O contexto é, pois, propício para que resgatemos ao debate a defesa das tecnologias abertas. Já experimentamos momentos em que o software livre esteve em pauta – e investimentos de governos populares na esfera federal e em alguns estados na primeira década do ano 2000 construíram soluções até hoje referências. O software de declaração de Imposto de Renda da Receita Federal e os telecentros (lan houses públicas) espelhadas pelo interior do Paraná e que democratizaram o acesso à internet são alguns entre tantos exemplos.
Fruto dessa época, e que hoje se reposiciona como foro de compartilhamento de experiências e intercâmbio de ideias em tecnologias abertas, é a Latinoware – Congresso Latino-americano de Software Livre. Criado em 2004 pelo Parque Tecnológico de Itaipu, da Itaipu Binacional, o evento chega neste ano à 16ª edição. Está sendo realizado nesta semana, de 27 a 29 de novembro, em Foz do Iguaçu, com mais de 100 atividades, em que tecnologias da informação e comunicação livres são apresentadas como caminho para soluções em diversas áreas da vida.
Na abertura, um dos maiores nomes do mundo em software livre, o norte-americano Jon “Maddog” Hall, diretor do Linux Professional Institute, convocou os participantes a reverberarem exemplos aos montes que comprovam como o software livre é caminho para desenvolvimento tecnológico soberano, e aliado à geração de conhecimento, emprego e renda. “O software livre está empoderando pessoas a abrirem suas empresas e fazerem negócios”, assinalou.
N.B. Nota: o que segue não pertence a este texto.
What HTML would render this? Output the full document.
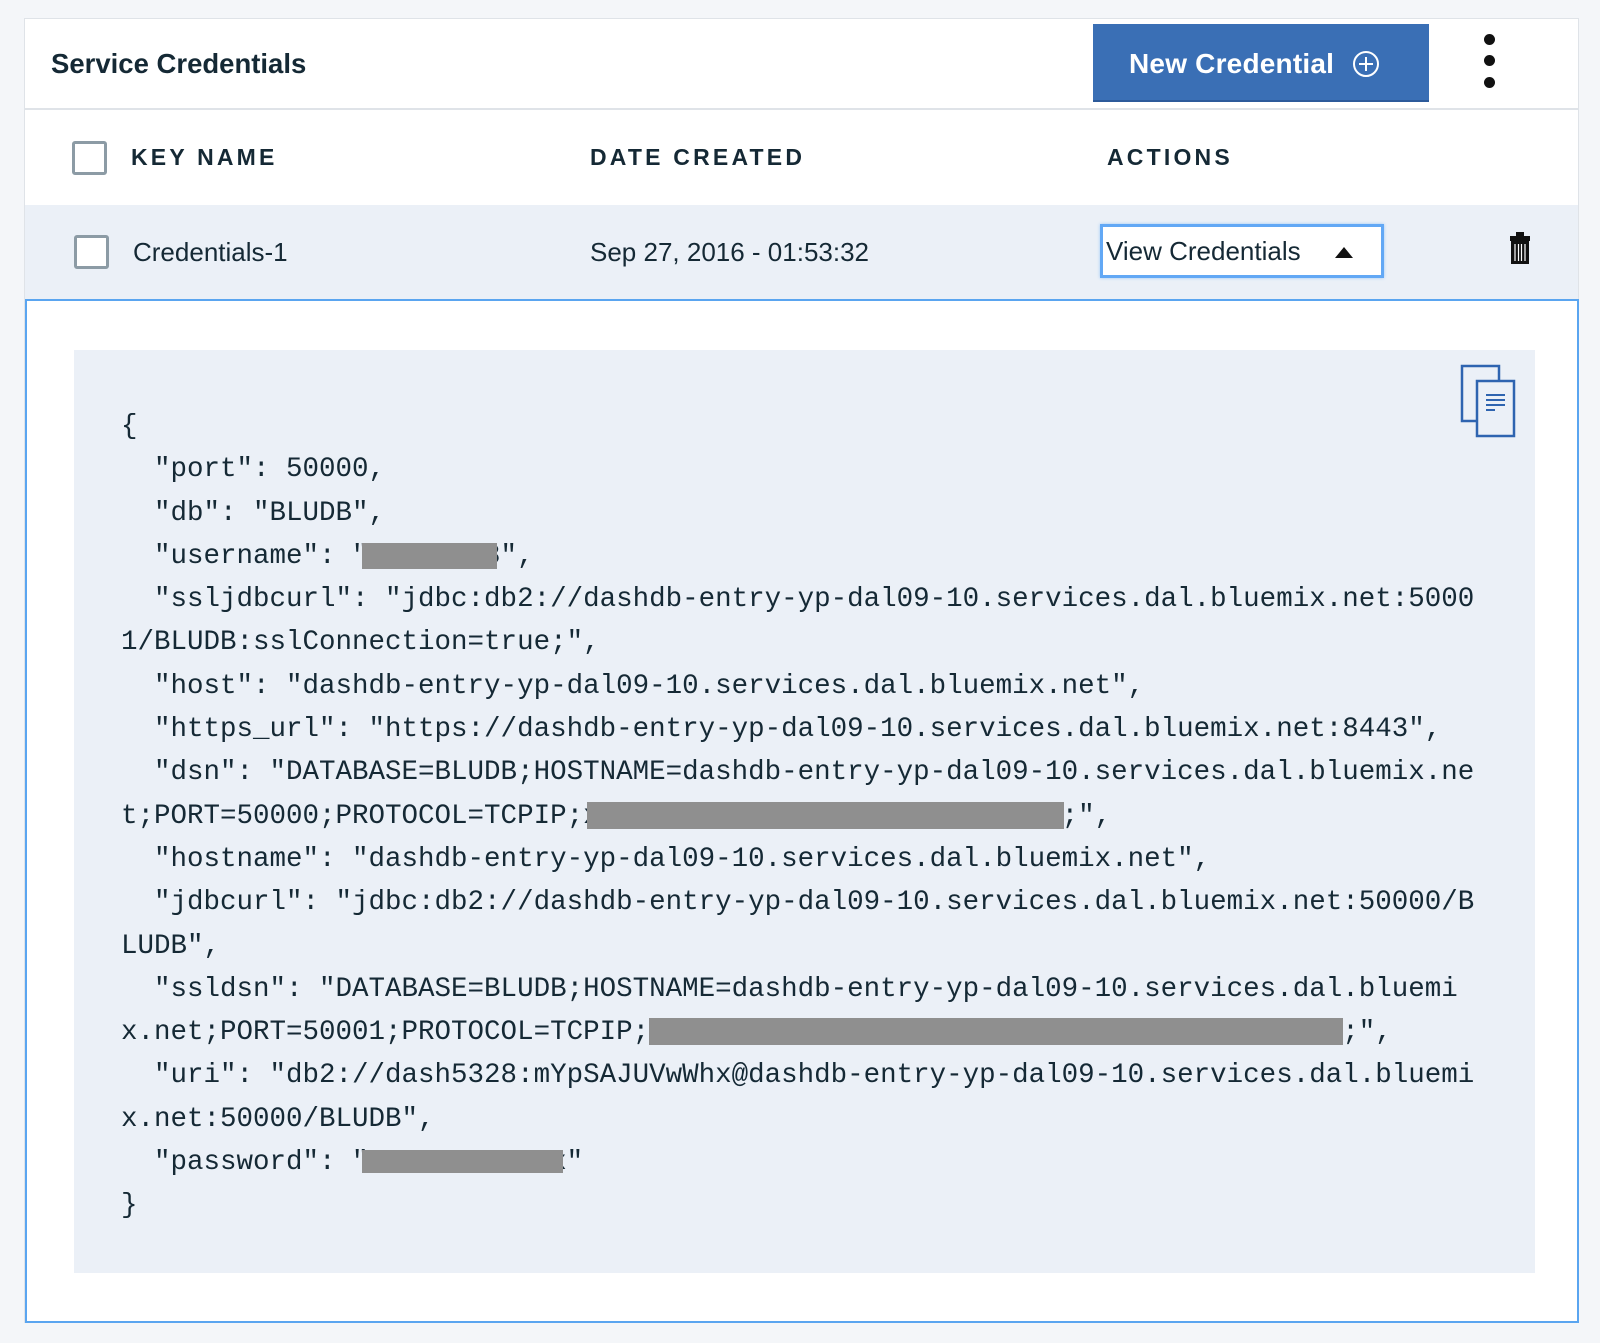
<!DOCTYPE html>
<html><head><meta charset="utf-8"><style>
*{margin:0;padding:0;box-sizing:border-box}
body{width:1600px;height:1343px;background:#f4f6f9;font-family:"Liberation Sans",sans-serif;color:#152935;position:relative;overflow:hidden}
.abs{position:absolute}
.card{left:24px;top:18px;width:1555px;height:1305px;background:#fff;border:1px solid #dfe3e8}
.hdrline{left:25px;top:108px;width:1553px;height:2px;background:#dfe3e8}
.title{left:51px;top:48px;font-size:27.5px;font-weight:bold;letter-spacing:0}
.btn{left:1093px;top:24px;width:336px;height:78px;background:#3a6fb5;border-bottom:2px solid #2c5a9a;color:#fff;font-size:28px;font-weight:bold;padding:24px 0 0 36px;letter-spacing:0.2px}
.dot{width:11px;height:11px;border-radius:50%;background:#111;left:1484px}
.th{top:144px;font-size:23px;font-weight:bold;letter-spacing:3.2px}
.cb{width:35px;height:34px;border:3px solid #8c9ba5;border-radius:3px;background:#fff}
.row{left:25px;top:205px;width:1553px;height:94px;background:#ebf0f7}
.td{top:237px;font-size:26px;letter-spacing:0}
.vc{left:1100px;top:224px;width:284px;height:54px;border:3px solid #62a8f5;box-shadow:0 0 3px #9cc8f8;background:#fff;font-size:26px;padding:9px 0 0 3px;letter-spacing:0}
.exp{left:25px;top:299px;width:1554px;height:1024px;border:2px solid #5aa5f0;background:#fff}
.panel{left:74px;top:350px;width:1461px;height:923px;background:#ebf0f7}
pre{position:absolute;left:121px;top:405px;font-family:"Liberation Mono",monospace;font-size:27.5px;line-height:43.3px;color:#152935}
.red{background:#8f8f8f}
</style></head><body>
<div class="abs card"></div>
<div class="abs hdrline"></div>
<div class="abs title">Service Credentials</div>
<div class="abs btn">New Credential <svg width="28" height="28" viewBox="0 0 28 28" style="vertical-align:-5px;margin-left:10px"><circle cx="14" cy="14" r="12" fill="none" stroke="#fff" stroke-width="2"/><path d="M14 7v14M7 14h14" stroke="#fff" stroke-width="2"/></svg></div>
<div class="abs dot" style="top:34px"></div>
<div class="abs dot" style="top:55px"></div>
<div class="abs dot" style="top:77px"></div>
<div class="abs cb" style="left:72px;top:141px"></div>
<div class="abs th" style="left:131px">KEY NAME</div>
<div class="abs th" style="left:590px">DATE CREATED</div>
<div class="abs th" style="left:1107px">ACTIONS</div>
<div class="abs row"></div>
<div class="abs cb" style="left:74px;top:235px"></div>
<div class="abs td" style="left:133px">Credentials-1</div>
<div class="abs td" style="left:590px">Sep 27, 2016 - 01:53:32</div>
<div class="abs vc">View Credentials <svg width="20" height="14" viewBox="0 0 20 14" style="margin-left:26px;vertical-align:1px"><path d="M1 13L10 2L19 13Z" fill="#111"/></svg></div>
<svg class="abs" style="left:1508px;top:231px" width="24" height="34" viewBox="0 0 24 34"><rect x="8" y="1" width="8" height="4" fill="#111"/><rect x="2" y="5" width="20" height="5" fill="#111"/><rect x="3" y="10" width="18" height="23" fill="#111"/><path d="M7 13v17M10.5 13v17M13.5 13v17M17 13v17" stroke="#fff" stroke-width="1.2"/></svg>
<div class="abs exp"></div>
<div class="abs panel"></div>
<svg class="abs" style="left:1460px;top:364px" width="56" height="74" viewBox="0 0 56 74"><rect x="2" y="2" width="37" height="55" fill="#ebf0f7" stroke="#2e64b0" stroke-width="2.5"/><rect x="17" y="17" width="37" height="55" fill="#ebf0f7" stroke="#2e64b0" stroke-width="2.5"/><path d="M26 31h19M26 36h19M26 41h19M26 46h9" stroke="#2e64b0" stroke-width="2"/></svg>
<pre>{
  "port": 50000,
  "db": "BLUDB",
  "username": "dash5328",
  "ssljdbcurl": "jdbc:db2://dashdb-entry-yp-dal09-10.services.dal.bluemix.net:5000
1/BLUDB:sslConnection=true;",
  "host": "dashdb-entry-yp-dal09-10.services.dal.bluemix.net",
  "https_url": "https://dashdb-entry-yp-dal09-10.services.dal.bluemix.net:8443",
  "dsn": "DATABASE=BLUDB;HOSTNAME=dashdb-entry-yp-dal09-10.services.dal.bluemix.ne
t;PORT=50000;PROTOCOL=TCPIP;xxxxxxxxxxxxxxxxxxxxxxxxxxxxx;",
  "hostname": "dashdb-entry-yp-dal09-10.services.dal.bluemix.net",
  "jdbcurl": "jdbc:db2://dashdb-entry-yp-dal09-10.services.dal.bluemix.net:50000/B
LUDB",
  "ssldsn": "DATABASE=BLUDB;HOSTNAME=dashdb-entry-yp-dal09-10.services.dal.bluemi
x.net;PORT=50001;PROTOCOL=TCPIP;xxxxxxxxxxxxxxxxxxxxxxxxxxxxxxxxxxxxxxxxxx;",
  "uri": "db2://dash5328:mYpSAJUVwWhx@dashdb-entry-yp-dal09-10.services.dal.bluemi
x.net:50000/BLUDB",
  "password": "xxxxxxxxxxxx"
}</pre>
<div class="abs red" style="left:362px;top:543px;width:135px;height:26px"></div>
<div class="abs red" style="left:587px;top:802px;width:477px;height:27px"></div>
<div class="abs red" style="left:649px;top:1018px;width:694px;height:27px"></div>
<div class="abs red" style="left:362px;top:1150px;width:201px;height:23px"></div>
</body></html>
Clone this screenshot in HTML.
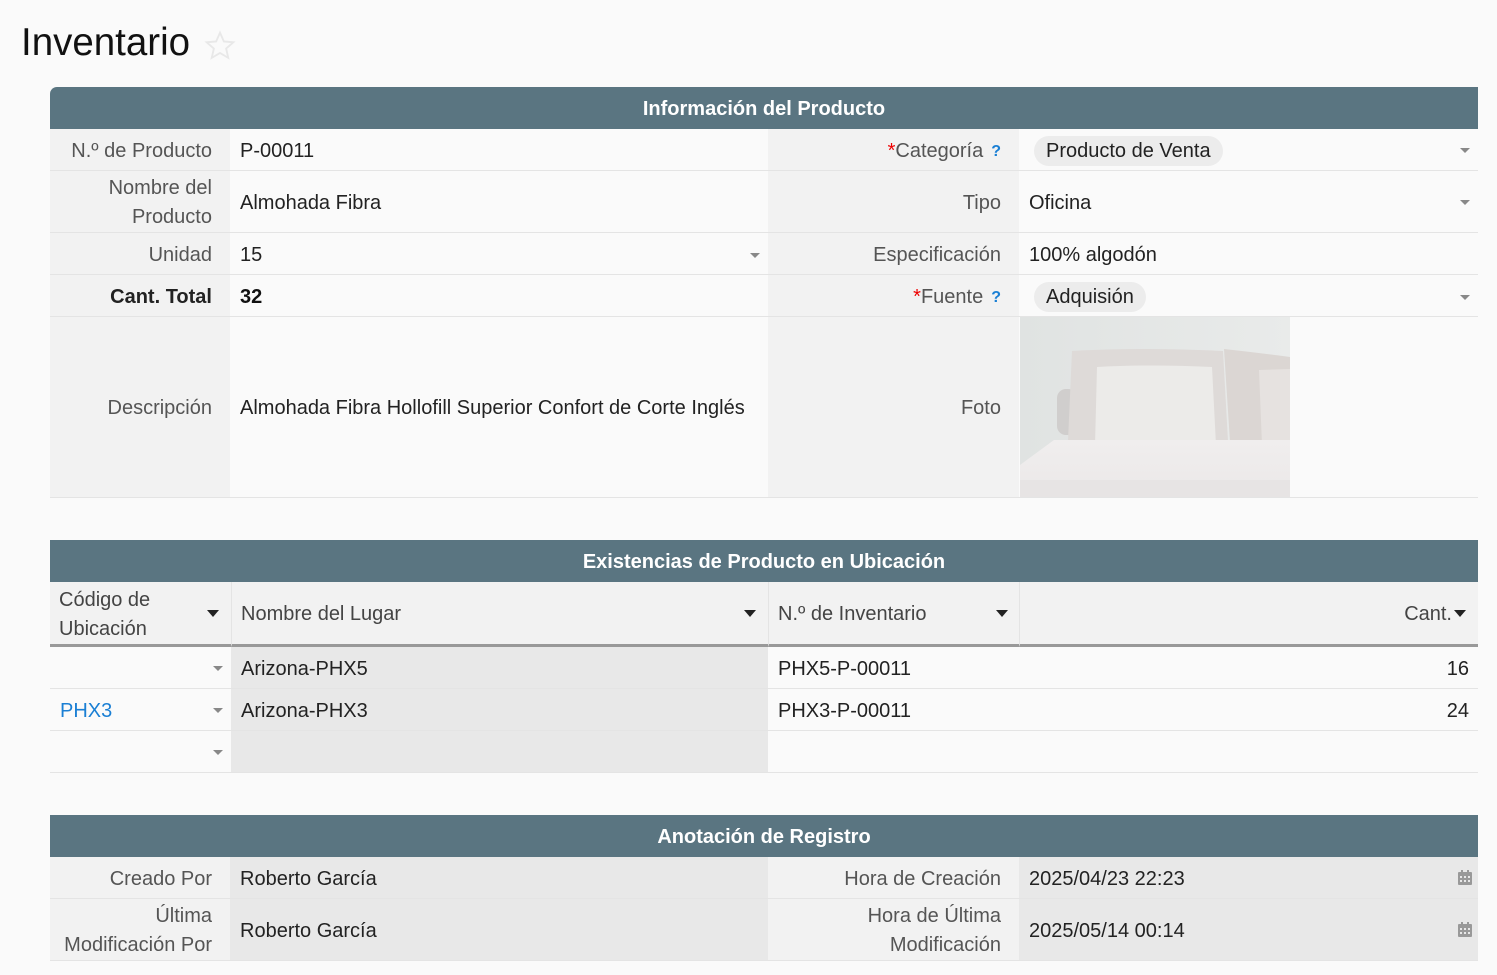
<!DOCTYPE html>
<html><head><meta charset="utf-8">
<style>
*{box-sizing:border-box;margin:0;padding:0}
body{width:1497px;height:975px;background:#fafafa;font-family:"Liberation Sans",sans-serif;color:#222;position:relative;overflow:hidden;font-size:20px}
.a{position:absolute}
.hd{position:absolute;left:50px;width:1428px;height:42px;background:#5a7581;color:#fff;font-weight:bold;font-size:20px;text-align:center;line-height:44px}
.lb{position:absolute;background:#f2f2f2;color:#555;text-align:right;padding-right:18px;padding-top:3px;display:flex;align-items:center;justify-content:flex-end;line-height:29px;border-bottom:1px solid #e4e4e4}
.vl{position:absolute;background:#fafafa;color:#222;padding-left:10px;padding-top:3px;display:flex;align-items:center;border-bottom:1px solid #e4e4e4}
.ro{background:#e8e8e8}
.dd{position:absolute;width:0;height:0;border-left:5px solid transparent;border-right:5px solid transparent;border-top:5px solid #888}
.ddb{position:absolute;width:0;height:0;border-left:6px solid transparent;border-right:6px solid transparent;border-top:7px solid #222}
.pill{background:#ececec;border-radius:16px;padding:4px 12px 3px;margin-left:5px;margin-top:-1px}
.req{color:#e00}
.q{color:#1a7fd4;font-size:16px;font-weight:bold;margin-left:8px}
.ch{position:absolute;background:#f2f2f2;color:#444;display:flex;align-items:center;padding-left:9px;padding-top:3px;line-height:29px;border-bottom:3px solid #999}
</style></head><body>
<div class="a" style="left:21px;top:21px;font-size:38.5px;color:#111">Inventario</div>
<svg class="a" style="left:204px;top:30px" width="32" height="32" viewBox="0 0 24 24"><path d="M12 2l2.9 6.6 7.1.6-5.4 4.7 1.6 7-6.2-3.7-6.2 3.7 1.6-7L2 9.2l7.1-.6z" fill="none" stroke="#e8e8e8" stroke-width="1.4"/></svg>

<div class="hd" style="top:87px;border-radius:7px 0 0 0">Información del Producto</div>
<div class="lb" style="left:50px;top:129px;width:180px;height:42px">N.º de Producto</div>
<div class="vl" style="left:230px;top:129px;width:538px;height:42px">P-00011</div>
<div class="lb" style="left:768px;top:129px;width:251px;height:42px"><span class="req">*</span>Categoría<span class="q">?</span></div>
<div class="vl" style="left:1019px;top:129px;width:459px;height:42px"><span class="pill">Producto de Venta</span></div>
<div class="dd" style="left:1460px;top:148px"></div>

<div class="lb" style="left:50px;top:171px;width:180px;height:62px">Nombre del<br>Producto</div>
<div class="vl" style="left:230px;top:171px;width:538px;height:62px">Almohada Fibra</div>
<div class="lb" style="left:768px;top:171px;width:251px;height:62px">Tipo</div>
<div class="vl" style="left:1019px;top:171px;width:459px;height:62px">Oficina</div>
<div class="dd" style="left:1460px;top:200px"></div>

<div class="lb" style="left:50px;top:233px;width:180px;height:42px">Unidad</div>
<div class="vl" style="left:230px;top:233px;width:538px;height:42px">15</div>
<div class="dd" style="left:750px;top:253px"></div>
<div class="lb" style="left:768px;top:233px;width:251px;height:42px">Especificación</div>
<div class="vl" style="left:1019px;top:233px;width:459px;height:42px">100% algodón</div>

<div class="lb" style="left:50px;top:275px;width:180px;height:42px;font-weight:bold;color:#222">Cant. Total</div>
<div class="vl" style="left:230px;top:275px;width:538px;height:42px;font-weight:bold;color:#111">32</div>
<div class="lb" style="left:768px;top:275px;width:251px;height:42px"><span class="req">*</span>Fuente<span class="q">?</span></div>
<div class="vl" style="left:1019px;top:275px;width:459px;height:42px"><span class="pill">Adquisión</span></div>
<div class="dd" style="left:1460px;top:295px"></div>

<div class="lb" style="left:50px;top:317px;width:180px;height:181px">Descripción</div>
<div class="vl" style="left:230px;top:317px;width:538px;height:181px">Almohada Fibra Hollofill Superior Confort de Corte Inglés</div>
<div class="lb" style="left:768px;top:317px;width:251px;height:181px">Foto</div>
<div class="vl" style="left:1019px;top:317px;width:459px;height:181px"></div>
<svg class="a" style="left:1020px;top:317px" width="270" height="180" viewBox="0 0 270 180">
<defs><linearGradient id="w" x1="0" x2="1"><stop offset="0" stop-color="#e0e3e2"/><stop offset="1" stop-color="#e9ebea"/></linearGradient>
<linearGradient id="m" x1="0" y1="0" x2="0" y2="1"><stop offset="0" stop-color="#f0eeee"/><stop offset="1" stop-color="#ebe8e8"/></linearGradient></defs>
<rect width="270" height="180" fill="url(#w)"/>
<rect x="37" y="72" width="20" height="46" rx="9" fill="#d0cecd"/>
<path d="M52 34 Q120 30 203 34 L208 124 L48 124 Z" fill="#dedad8"/>
<path d="M204 32 Q240 36 270 40 L270 125 L210 125 Z" fill="#dbd6d3"/>
<path d="M77 50 Q130 47 192 50 L196 128 L75 129 Z" fill="#ecebe9"/>
<path d="M239 53 L270 52 L270 128 L242 128 Z" fill="#e6e2e0"/>
<path d="M0 148 L34 123 L270 123 L270 180 L0 180 Z" fill="url(#m)"/>
<rect x="0" y="163" width="270" height="17" fill="#e7e4e4"/>
</svg>

<div class="hd" style="top:540px">Existencias de Producto en Ubicación</div>
<div class="ch" style="left:50px;top:582px;width:181px;height:65px">Código de<br>Ubicación</div>
<div class="ddb" style="left:207px;top:610px"></div>
<div class="ch" style="left:231px;top:582px;width:537px;height:65px;border-left:1px solid #e4e4e4">Nombre del Lugar</div>
<div class="ddb" style="left:744px;top:610px"></div>
<div class="ch" style="left:768px;top:582px;width:251px;height:65px;border-left:1px solid #e4e4e4">N.º de Inventario</div>
<div class="ddb" style="left:996px;top:610px"></div>
<div class="ch" style="left:1019px;top:582px;width:459px;height:65px;border-left:1px solid #e4e4e4;justify-content:flex-end;padding-right:26px">Cant.</div>
<div class="ddb" style="left:1454px;top:610px"></div>

<div class="vl" style="left:50px;top:647px;width:181px;height:42px"></div>
<div class="vl ro" style="left:231px;top:647px;width:537px;height:42px">Arizona-PHX5</div>
<div class="vl" style="left:768px;top:647px;width:710px;height:42px">PHX5-P-00011<span style="margin-left:auto;padding-right:9px">16</span></div>
<div class="vl" style="left:50px;top:689px;width:181px;height:42px;color:#1a7fd4">PHX3</div>
<div class="vl ro" style="left:231px;top:689px;width:537px;height:42px">Arizona-PHX3</div>
<div class="vl" style="left:768px;top:689px;width:710px;height:42px">PHX3-P-00011<span style="margin-left:auto;padding-right:9px">24</span></div>
<div class="vl" style="left:50px;top:731px;width:181px;height:42px"></div>
<div class="vl ro" style="left:231px;top:731px;width:537px;height:42px"></div>
<div class="vl" style="left:768px;top:731px;width:710px;height:42px"></div>
<div class="dd" style="left:213px;top:666px"></div>
<div class="dd" style="left:213px;top:708px"></div>
<div class="dd" style="left:213px;top:750px"></div>

<div class="hd" style="top:815px">Anotación de Registro</div>
<div class="lb" style="left:50px;top:857px;width:180px;height:42px">Creado Por</div>
<div class="vl ro" style="left:230px;top:857px;width:538px;height:42px">Roberto García</div>
<div class="lb" style="left:768px;top:857px;width:251px;height:42px">Hora de Creación</div>
<div class="vl ro" style="left:1019px;top:857px;width:459px;height:42px">2025/04/23 22:23</div>
<div class="lb" style="left:50px;top:899px;width:180px;height:62px">Última<br>Modificación Por</div>
<div class="vl ro" style="left:230px;top:899px;width:538px;height:62px">Roberto García</div>
<div class="lb" style="left:768px;top:899px;width:251px;height:62px">Hora de Última<br>Modificación</div>
<div class="vl ro" style="left:1019px;top:899px;width:459px;height:62px">2025/05/14 00:14</div>
<svg class="a" style="left:1458px;top:870px" width="14" height="15" viewBox="0 0 14 15"><rect x="0" y="2" width="14" height="13" rx="1" fill="#999"/><rect x="3" y="0" width="2" height="4" fill="#999"/><rect x="9" y="0" width="2" height="4" fill="#999"/><g fill="#e8e8e8"><rect x="2" y="6" width="2" height="2"/><rect x="6" y="6" width="2" height="2"/><rect x="10" y="6" width="2" height="2"/><rect x="2" y="10" width="2" height="2"/><rect x="6" y="10" width="2" height="2"/><rect x="10" y="10" width="2" height="2"/></g></svg>
<svg class="a" style="left:1458px;top:922px" width="14" height="15" viewBox="0 0 14 15"><rect x="0" y="2" width="14" height="13" rx="1" fill="#999"/><rect x="3" y="0" width="2" height="4" fill="#999"/><rect x="9" y="0" width="2" height="4" fill="#999"/><g fill="#e8e8e8"><rect x="2" y="6" width="2" height="2"/><rect x="6" y="6" width="2" height="2"/><rect x="10" y="6" width="2" height="2"/><rect x="2" y="10" width="2" height="2"/><rect x="6" y="10" width="2" height="2"/><rect x="10" y="10" width="2" height="2"/></g></svg>
</body></html>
Maddog coordena duas iniciativas no Brasil, atualmente: o Projeto Cauã, criado há 14 anos e voltado a oferecer oportunidade de emprego e renda a universitários, e o “Caninos Loucos”, que desenvolve computadores, hardwares e softwares para a Internet das Coisas (IoT), em parceria com o Laboratório de Sistemas Integráveis Tecnológico (LSI-TEC) e a Escola Politécnica da Universidade de São Paulo (Poli-USP).
As tecnologias livres também foram tema de uma das atividades do Fórum Social da Baixada Santista, realizado em Santos entre os dias 8 e 10 de novembro. Com o título “Por um Vale do Silício Santista”, uma mesa-redonda defendeu que o desenvolvimento de software livre é o caminho para que o Parque Tecnológico de Santos, em fase de implantação pelo poder público e que deverá articular instituições como universidades e empresas, represente oportunidade de emprego e renda com inclusão econômica e social.
Os participantes questionaram parcerias com gigantes como Amazon, Google e Facebook, no desenvolvimento de aplicativos e programas para serviços públicos, fato que tem sido comum em administrações pelo Brasil. Ocorre que, embora pareçam vantajosas – geralmente dispensam maiores custos financeiros -, elas escondem um prejuízo enorme: a perda da soberania tecnológica, uma vez que a expertise das soluções engendradas fica sob a guarda dessas corporações, e não da coletividade.
Diante de tantas urgências – desemprego, retirada de direitos, atentados à democracia – parece faltar fôlego para mergulharmos em mais uma luta. Pode até soar secundária, inclusive. Não é. Em tempos de guerra híbrida, deter as tecnologias da informação e comunicação é fundamental para a defesa dos demais direitos.